With check_disk running on FreeBSD 5-STABLE, when a
disk has negative free space remaining, the amount of
free space goes hugely positive:
DISK CRITICAL - free space: /usr 36028797018963968 MB
(1191472380510208%):

Here's a df from the time:
/dev/ad4s1g 3096462 2989082 -140336 105%
/usr

Discussion

  • M. Sean Finney
    M. Sean Finney
    2005-11-07

    Logged In: YES
    user_id=226838

    hi,

    um, i just have to ask. how do you have negative free space?

    some other information that would be helpful:
    - is check_disk using the df command or internal disk space
    routines?
    - if df, what df command syntax is check_disk using?
    - what version of the plugins are you using?

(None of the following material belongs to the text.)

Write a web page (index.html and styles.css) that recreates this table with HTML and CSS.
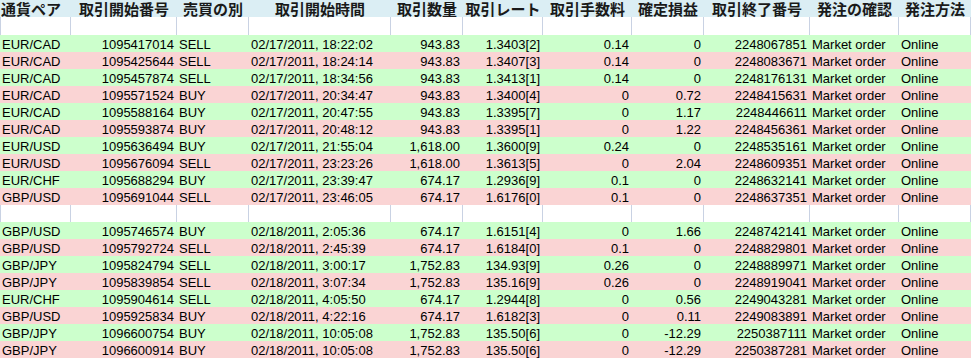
FILE: index.html
```html
<!DOCTYPE html>
<html lang="ja">
<head>
<meta charset="utf-8">
<title>取引履歴</title>
<link rel="stylesheet" href="styles.css">
</head>
<body>
<div class="sheet">
  <div class="row head">
    <div class="cell first">通貨ペア</div>
    <div class="cell">取引開始番号</div>
    <div class="cell">売買の別</div>
    <div class="cell">取引開始時間</div>
    <div class="cell">取引数量</div>
    <div class="cell">取引レート</div>
    <div class="cell">取引手数料</div>
    <div class="cell">確定損益</div>
    <div class="cell">取引終了番号</div>
    <div class="cell">発注の確認</div>
    <div class="cell">発注方法</div>
  </div>
  <div class="row blank tall">
    <div class="cell"></div><div class="cell"></div><div class="cell"></div><div class="cell"></div><div class="cell"></div><div class="cell"></div><div class="cell"></div><div class="cell"></div><div class="cell"></div><div class="cell"></div><div class="cell"></div>
  </div>

  <div class="row green"><div class="cell">EUR/CAD</div><div class="cell num">1095417014</div><div class="cell">SELL</div><div class="cell">02/17/2011, 18:22:02</div><div class="cell num">943.83</div><div class="cell num">1.3403[2]</div><div class="cell num">0.14</div><div class="cell num">0</div><div class="cell num">2248067851</div><div class="cell">Market order</div><div class="cell">Online</div></div>
  <div class="row pink"><div class="cell">EUR/CAD</div><div class="cell num">1095425644</div><div class="cell">SELL</div><div class="cell">02/17/2011, 18:24:14</div><div class="cell num">943.83</div><div class="cell num">1.3407[3]</div><div class="cell num">0.14</div><div class="cell num">0</div><div class="cell num">2248083671</div><div class="cell">Market order</div><div class="cell">Online</div></div>
  <div class="row green"><div class="cell">EUR/CAD</div><div class="cell num">1095457874</div><div class="cell">SELL</div><div class="cell">02/17/2011, 18:34:56</div><div class="cell num">943.83</div><div class="cell num">1.3413[1]</div><div class="cell num">0.14</div><div class="cell num">0</div><div class="cell num">2248176131</div><div class="cell">Market order</div><div class="cell">Online</div></div>
  <div class="row pink"><div class="cell">EUR/CAD</div><div class="cell num">1095571524</div><div class="cell">BUY</div><div class="cell">02/17/2011, 20:34:47</div><div class="cell num">943.83</div><div class="cell num">1.3400[4]</div><div class="cell num">0</div><div class="cell num">0.72</div><div class="cell num">2248415631</div><div class="cell">Market order</div><div class="cell">Online</div></div>
  <div class="row green"><div class="cell">EUR/CAD</div><div class="cell num">1095588164</div><div class="cell">BUY</div><div class="cell">02/17/2011, 20:47:55</div><div class="cell num">943.83</div><div class="cell num">1.3395[7]</div><div class="cell num">0</div><div class="cell num">1.17</div><div class="cell num">2248446611</div><div class="cell">Market order</div><div class="cell">Online</div></div>
  <div class="row pink"><div class="cell">EUR/CAD</div><div class="cell num">1095593874</div><div class="cell">BUY</div><div class="cell">02/17/2011, 20:48:12</div><div class="cell num">943.83</div><div class="cell num">1.3395[1]</div><div class="cell num">0</div><div class="cell num">1.22</div><div class="cell num">2248456361</div><div class="cell">Market order</div><div class="cell">Online</div></div>
  <div class="row green"><div class="cell">EUR/USD</div><div class="cell num">1095636494</div><div class="cell">BUY</div><div class="cell">02/17/2011, 21:55:04</div><div class="cell num">1,618.00</div><div class="cell num">1.3600[9]</div><div class="cell num">0.24</div><div class="cell num">0</div><div class="cell num">2248535161</div><div class="cell">Market order</div><div class="cell">Online</div></div>
  <div class="row pink"><div class="cell">EUR/USD</div><div class="cell num">1095676094</div><div class="cell">SELL</div><div class="cell">02/17/2011, 23:23:26</div><div class="cell num">1,618.00</div><div class="cell num">1.3613[5]</div><div class="cell num">0</div><div class="cell num">2.04</div><div class="cell num">2248609351</div><div class="cell">Market order</div><div class="cell">Online</div></div>
  <div class="row green"><div class="cell">EUR/CHF</div><div class="cell num">1095688294</div><div class="cell">BUY</div><div class="cell">02/17/2011, 23:39:47</div><div class="cell num">674.17</div><div class="cell num">1.2936[9]</div><div class="cell num">0.1</div><div class="cell num">0</div><div class="cell num">2248632141</div><div class="cell">Market order</div><div class="cell">Online</div></div>
  <div class="row pink"><div class="cell">GBP/USD</div><div class="cell num">1095691044</div><div class="cell">SELL</div><div class="cell">02/17/2011, 23:46:05</div><div class="cell num">674.17</div><div class="cell num">1.6176[0]</div><div class="cell num">0.1</div><div class="cell num">0</div><div class="cell num">2248637351</div><div class="cell">Market order</div><div class="cell">Online</div></div>

  <div class="row blank">
    <div class="cell"></div><div class="cell"></div><div class="cell"></div><div class="cell"></div><div class="cell"></div><div class="cell"></div><div class="cell"></div><div class="cell"></div><div class="cell"></div><div class="cell"></div><div class="cell"></div>
  </div>

  <div class="row green"><div class="cell">GBP/USD</div><div class="cell num">1095746574</div><div class="cell">BUY</div><div class="cell">02/18/2011, 2:05:36</div><div class="cell num">674.17</div><div class="cell num">1.6151[4]</div><div class="cell num">0</div><div class="cell num">1.66</div><div class="cell num">2248742141</div><div class="cell">Market order</div><div class="cell">Online</div></div>
  <div class="row pink"><div class="cell">GBP/USD</div><div class="cell num">1095792724</div><div class="cell">SELL</div><div class="cell">02/18/2011, 2:45:39</div><div class="cell num">674.17</div><div class="cell num">1.6184[0]</div><div class="cell num">0.1</div><div class="cell num">0</div><div class="cell num">2248829801</div><div class="cell">Market order</div><div class="cell">Online</div></div>
  <div class="row green"><div class="cell">GBP/JPY</div><div class="cell num">1095824794</div><div class="cell">SELL</div><div class="cell">02/18/2011, 3:00:17</div><div class="cell num">1,752.83</div><div class="cell num">134.93[9]</div><div class="cell num">0.26</div><div class="cell num">0</div><div class="cell num">2248889971</div><div class="cell">Market order</div><div class="cell">Online</div></div>
  <div class="row pink"><div class="cell">GBP/JPY</div><div class="cell num">1095839854</div><div class="cell">SELL</div><div class="cell">02/18/2011, 3:07:34</div><div class="cell num">1,752.83</div><div class="cell num">135.16[9]</div><div class="cell num">0.26</div><div class="cell num">0</div><div class="cell num">2248919041</div><div class="cell">Market order</div><div class="cell">Online</div></div>
  <div class="row green"><div class="cell">EUR/CHF</div><div class="cell num">1095904614</div><div class="cell">SELL</div><div class="cell">02/18/2011, 4:05:50</div><div class="cell num">674.17</div><div class="cell num">1.2944[8]</div><div class="cell num">0</div><div class="cell num">0.56</div><div class="cell num">2249043281</div><div class="cell">Market order</div><div class="cell">Online</div></div>
  <div class="row pink"><div class="cell">GBP/USD</div><div class="cell num">1095925834</div><div class="cell">BUY</div><div class="cell">02/18/2011, 4:22:16</div><div class="cell num">674.17</div><div class="cell num">1.6182[3]</div><div class="cell num">0</div><div class="cell num">0.11</div><div class="cell num">2249083891</div><div class="cell">Market order</div><div class="cell">Online</div></div>
  <div class="row green"><div class="cell">GBP/JPY</div><div class="cell num">1096600754</div><div class="cell">BUY</div><div class="cell">02/18/2011, 10:05:08</div><div class="cell num">1,752.83</div><div class="cell num">135.50[6]</div><div class="cell num">0</div><div class="cell num">-12.29</div><div class="cell num">2250387111</div><div class="cell">Market order</div><div class="cell">Online</div></div>
  <div class="row pink"><div class="cell">GBP/JPY</div><div class="cell num">1096600914</div><div class="cell">BUY</div><div class="cell">02/18/2011, 10:05:08</div><div class="cell num">1,752.83</div><div class="cell num">135.50[6]</div><div class="cell num">0</div><div class="cell num">-12.29</div><div class="cell num">2250387281</div><div class="cell">Market order</div><div class="cell">Online</div></div>
</div>
</body>
</html>
```

FILE: styles.css
```css
* {
  box-sizing: border-box;
}

body {
  margin: 0;
  background: #ffffff;
  color: #000000;
  font-family: "Liberation Sans", Arial, sans-serif;
}

.sheet {
  width: 971px;
}

.row {
  display: grid;
  grid-template-columns: 71px 106px 72px 142px 72px 80px 89px 72px 106px 89px 72px;
  height: 17px;
}

.cell {
  font-size: 13px;
  line-height: 14px;
  padding: 3px 3px 0 2px;
  white-space: nowrap;
  overflow: hidden;
}

.num {
  text-align: right;
}

.head {
  background: #dbeef4;
}

.head .cell {
  font-family: "Noto Sans CJK JP", "Noto Sans CJK SC", sans-serif;
  font-weight: 700;
  font-size: 15px;
  line-height: 17px;
  padding: 0;
  text-align: center;
  color: #1a1a1a;
  overflow: visible;
}

.head .cell.first {
  text-align: left;
  padding-left: 1px;
}

.blank {
  background: #ffffff;
}

.blank.tall {
  height: 18px;
}

.blank .cell {
  border-right: 1px solid #c9d2e3;
}

.blank .cell:first-child {
  border-left: 1px solid #c9d2e3;
}

.green {
  background: #ccffcc;
}

.pink {
  background: #fad4d4;
}
```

    i believe that the plugin is making an assumption that the
    amount of disk space available is unsigned, because, er...
    well i'd never heard of negative disk space, anyway :)

     
  • Ted Cabeen
    Ted Cabeen
    2005-11-07

    Logged In: YES
    user_id=40466

    All modern unix file-systems reserve a portion (5-10%) of
    the disk space for use by root only and to speed disk
    accesses. If the root user exceeds the normal disk space
    and uses some of the reserve space, the system will
    represent the amount of free space as negative.

    I don't know how check_disk is checking the disk space (df
    or internal routines). Is there an easy way to check?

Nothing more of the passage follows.